We conducted our audit in accordance with International Standards on Auditing (UK) (ISAs (UK)) and applicable law. Our responsibilities under those standards are further described in the Auditors' responsibilities for the audit of the financial statements section of our report. We are independent of the Company in accordance with the ethical requirements that are relevant to our audit of the financial statements in the United Kingdom, including the Financial Reporting Council's Ethical Standard and we have fulfilled our other ethical responsibilities in accordance with these requirements. We believe that the audit evidence we have obtained is sufficient and appropriate to provide a basis for our opinion.


CONCLUSIONS RELATING TO GOING CONCERN


In auditing the financial statements, we have concluded that the directors' use of the going concern basis of accounting in the preparation of the financial statements is appropriate.


Based on the work we have performed, we have not identified any material uncertainties relating to events or conditions that, individually or collectively, may cast significant doubt on the Company's ability to continue as a going concern for a period of at least twelve months from when the financial statements are authorised for issue.

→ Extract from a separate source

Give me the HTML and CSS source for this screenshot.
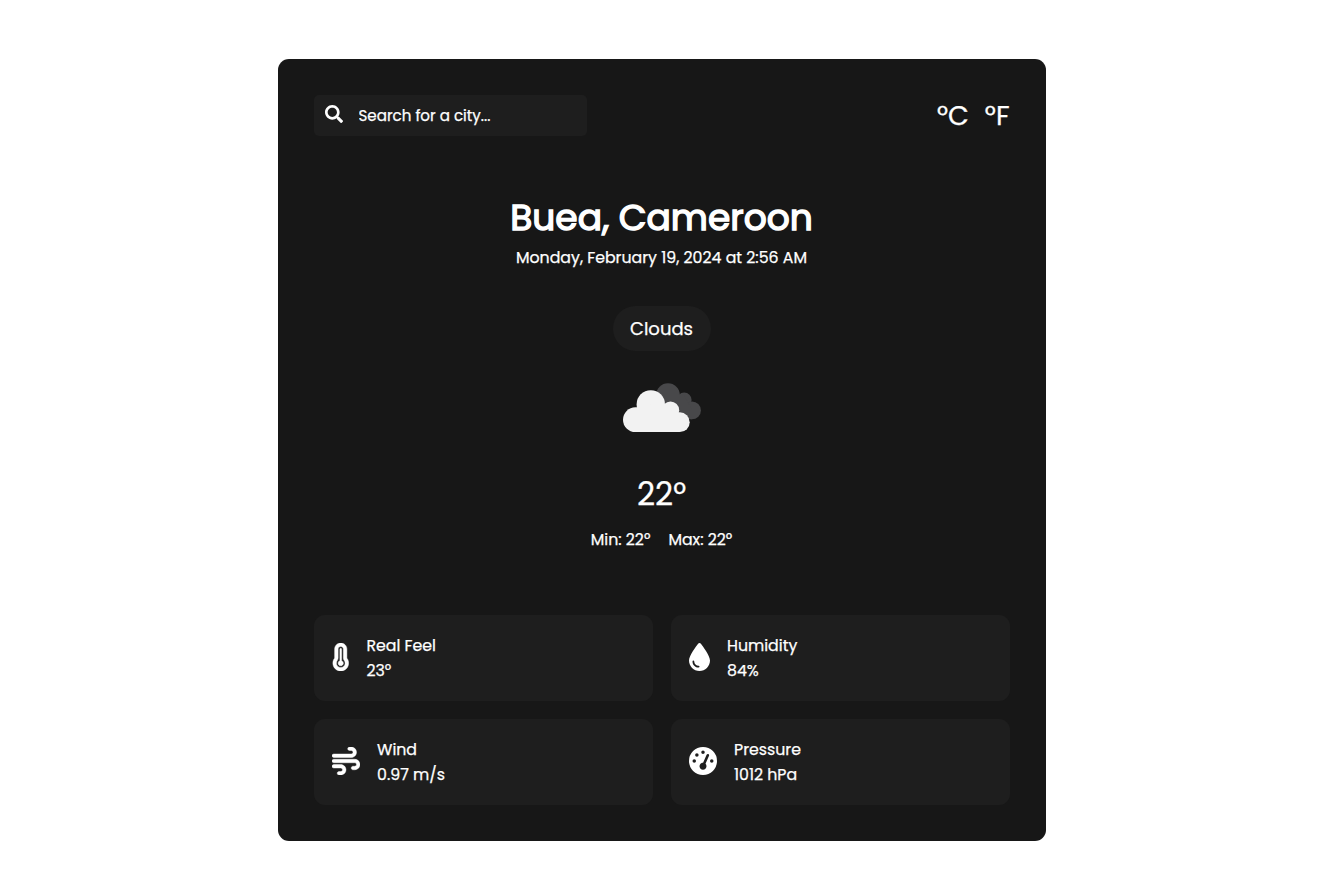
FILE: index.html
```html
<!DOCTYPE html>
<html lang="en">
<head>
<meta charset="utf-8">
<title>Weather</title>
<link rel="stylesheet" href="styles.css">
</head>
<body>
<main class="card">
  <header class="topbar">
    <label class="search">
      <svg class="search-icon" viewBox="0 0 512 512"><path d="M505 442.7L405.3 343c-4.5-4.5-10.6-7-17-7H372c27.6-35.3 44-79.7 44-128C416 93.1 322.9 0 208 0S0 93.1 0 208s93.1 208 208 208c48.3 0 92.7-16.4 128-44v16.3c0 6.4 2.5 12.5 7 17l99.7 99.7c9.4 9.4 24.6 9.4 33.9 0l28.3-28.3c9.4-9.4 9.4-24.6.1-34zM208 340c-73 0-132-59-132-132 0-73 59-132 132-132 73 0 132 59 132 132 0 73-59 132-132 132z"/></svg>
      <input class="search-input" type="text" placeholder="Search for a city...">
    </label>
    <div class="units"><span class="unit">°C</span><span class="unit unit-f">°F</span></div>
  </header>
  <section class="now">
    <h1 class="city">Buea, Cameroon</h1>
    <p class="date">Monday, February 19, 2024 at 2:56 AM</p>
    <div class="condition"><span class="condition-text">Clouds</span></div>
    <svg class="cloud" viewBox="0 0 78 50">
      <g fill="#48484a"><circle cx="45" cy="12" r="11.8"/><circle cx="61.2" cy="17" r="7.4"/><circle cx="69" cy="27.4" r="8.9"/><path d="M45 12h16l8 15v9.3H45z"/></g>
      <g fill="#f2f2f2"><circle cx="12.4" cy="36.7" r="12.4"/><circle cx="27.8" cy="21.4" r="14.2"/><circle cx="47.5" cy="27.2" r="8.7"/><circle cx="56.8" cy="39.2" r="9.9"/><path d="M12.4 25l15-4 20 6 9.4 3v19.1H12.4z"/></g>
    </svg>
    <p class="temp">22°</p>
    <p class="range"><span class="min">Min: 22°</span><span class="max">Max: 22°</span></p>
  </section>
  <section class="tiles">
    <div class="tile">
      <svg class="icon icon-thermo" viewBox="0 0 320 512"><path d="M160 64c-26.5 0-48 21.5-48 48V276.5c0 17.3-7.1 31.9-15.3 42.5C86.2 332.6 80 349.5 80 368c0 44.2 35.8 80 80 80s80-35.8 80-80c0-18.5-6.2-35.4-16.7-48.9c-8.2-10.6-15.3-25.2-15.3-42.5V112c0-26.5-21.5-48-48-48zM48 112C48 50.2 98.1 0 160 0s112 50.1 112 112V276.5c0 .1 .1 .3 .2 .6c.2 .6 .8 1.6 1.7 2.8c18.9 24.4 30.1 55 30.1 88.1c0 79.5-64.5 144-144 144S16 447.5 16 368c0-33.2 11.2-63.8 30.1-88.1c.9-1.2 1.5-2.2 1.7-2.8c.1-.3 .2-.5 .2-.6V112zM208 368c0 26.5-21.5 48-48 48s-48-21.5-48-48c0-20.9 13.4-38.7 32-45.3V112c0-8.8 7.2-16 16-16s16 7.2 16 16v210.7c18.6 6.6 32 24.4 32 45.3z"/></svg>
      <div class="info"><p class="feel">Real Feel</p><p class="feel-value">23°</p></div>
    </div>
    <div class="tile">
      <svg class="icon icon-drop" viewBox="0 0 384 512"><path d="M192 512C86 512 0 426 0 320C0 228.8 130.2 57.7 166.6 11.7C172.6 4.2 181.5 0 191.1 0h1.8c9.6 0 18.5 4.2 24.5 11.7C253.8 57.7 384 228.8 384 320c0 106-86 192-192 192zM96 336c0-8.8-7.2-16-16-16s-16 7.2-16 16c0 61.9 50.1 112 112 112c8.8 0 16-7.2 16-16s-7.2-16-16-16c-44.2 0-80-35.8-80-80z"/></svg>
      <div class="info"><p class="humidity">Humidity</p><p class="humidity-value">84%</p></div>
    </div>
    <div class="tile">
      <svg class="icon icon-wind" viewBox="0 0 512 512"><path d="M288 32c0 17.7 14.3 32 32 32h32c17.7 0 32 14.3 32 32s-14.3 32-32 32H32c-17.7 0-32 14.3-32 32s14.3 32 32 32H352c53 0 96-43 96-96s-43-96-96-96H320c-17.7 0-32 14.3-32 32zm64 352c0 17.7 14.3 32 32 32h32c53 0 96-43 96-96s-43-96-96-96H32c-17.7 0-32 14.3-32 32s14.3 32 32 32H416c17.7 0 32 14.3 32 32s-14.3 32-32 32H384c-17.7 0-32 14.3-32 32zM128 512h32c53 0 96-43 96-96s-43-96-96-96H32c-17.7 0-32 14.3-32 32s14.3 32 32 32H160c17.7 0 32 14.3 32 32s-14.3 32-32 32H128c-17.7 0-32 14.3-32 32s14.3 32 32 32z"/></svg>
      <div class="info"><p class="wind">Wind</p><p class="wind-value">0.97 m/s</p></div>
    </div>
    <div class="tile">
      <svg class="icon" viewBox="0 0 512 512"><path d="M0 256a256 256 0 1 1 512 0A256 256 0 1 1 0 256zM288 96a32 32 0 1 0 -64 0 32 32 0 1 0 64 0zM256 416c35.3 0 64-28.7 64-64c0-17.4-6.9-33.1-18.1-44.6L366 161.7c5.3-12.1-.2-26.3-12.3-31.6s-26.3 .2-31.6 12.3L257.9 288c-.6 0-1.3 0-1.9 0c-35.3 0-64 28.7-64 64s28.7 64 64 64zM176 144a32 32 0 1 0 -64 0 32 32 0 1 0 64 0zM96 288a32 32 0 1 0 0-64 32 32 0 1 0 0 64zm352-32a32 32 0 1 0 -64 0 32 32 0 1 0 64 0z"/></svg>
      <div class="info"><p class="pressure">Pressure</p><p class="pressure-value">1012 hPa</p></div>
    </div>
  </section>
</main>
</body>
</html>
```
FILE: styles.css
```css
* { box-sizing: border-box; margin: 0; padding: 0; }
body {
  background: #fff;
  color: #fff;
  font-family: Poppins, Inter, sans-serif;
  font-size: 15.78px;
  -webkit-text-stroke: 0.25px #fff;
  padding: 59px 0 49px 277.5px;
}
.card { width: 768px; height: 782px; padding: 36px; background: #171717; border-radius: 11px; }
.topbar { display: flex; justify-content: space-between; height: 41px; }
.search { display: flex; width: 273px; height: 41px; padding-left: 11px; background: #1e1e1e; border-radius: 5px; }
.search-icon { width: 18px; height: 18px; margin-top: 10px; fill: #fff; flex: none; }
.search-input {
  width: 220px; height: 41px; margin-left: 16px;
  border: 0; outline: 0; background: transparent; color: #fff;
  font: inherit; font-size: 15.1px;
}
.search-input::placeholder { color: #fff; opacity: 1; }
.units { display: flex; gap: 16px; font-size: 27px; line-height: 41px; }
.now { display: flex; flex-direction: column; align-items: center; text-align: center; }
.city { margin-top: 54px; font-size: 36px; font-weight: 400; line-height: 55px; white-space: nowrap; -webkit-text-stroke: 1.4px #fff; }
.date { margin-top: 1px; line-height: 24px; }
.condition { display: flex; justify-content: center; width: 98px; height: 45px; margin-top: 36px; border-radius: 23px; background: #1e1e1e; font-size: 18px; line-height: 45px; }
.cloud { width: 78px; height: 50px; margin-top: 32px; }
.temp { margin-top: 36px; font-size: 31.5px; line-height: 50px; }
.range { display: flex; gap: 18px; margin-top: 9px; font-size: 15.75px; line-height: 24px; }
.tiles { display: grid; grid-template-columns: 1fr 1fr; gap: 18px; margin-top: 63px; }
.tile { display: flex; align-items: center; gap: 17.5px; height: 86px; padding: 18px; background: #1e1e1e; border-radius: 11px; }
.icon { width: 28px; height: 28px; margin-bottom: 2px; fill: #fff; fill-rule: evenodd; flex: none; }
.icon-thermo { width: 17.5px; stroke: #fff; stroke-width: 8px; }
.icon-drop { width: 21px; }
.icon-wind { stroke: #fff; stroke-width: 8px; }
.info { line-height: 25px; white-space: nowrap; }
```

Our responsibilities and the responsibilities of the directors with respect to going concern are described in the relevant sections of this report.


OTHER INFORMATION


The other information comprises the information included in the Annual Report other than the financial statements and our Auditors' report thereon. The directors are responsible for the other information contained within the Annual ReportOur opinion on the financial statements does not cover the other information and, except to the extent otherwise explicitly stated in our report, we do not express any form of assurance conclusion thereon. Our responsibility is to read the other information and, in doing so, consider whether the other information is materially inconsistent with the financial statements or our knowledge obtained in the course of the audit, or otherwise appears to be materially misstated. If we identify such material inconsistencies or apparent material misstatements, we are required to determine whether this gives rise to a material misstatement in the financial statements themselves. If, based on the work we have performed, we conclude that there is a material misstatement of this other information, we are required to report that fact.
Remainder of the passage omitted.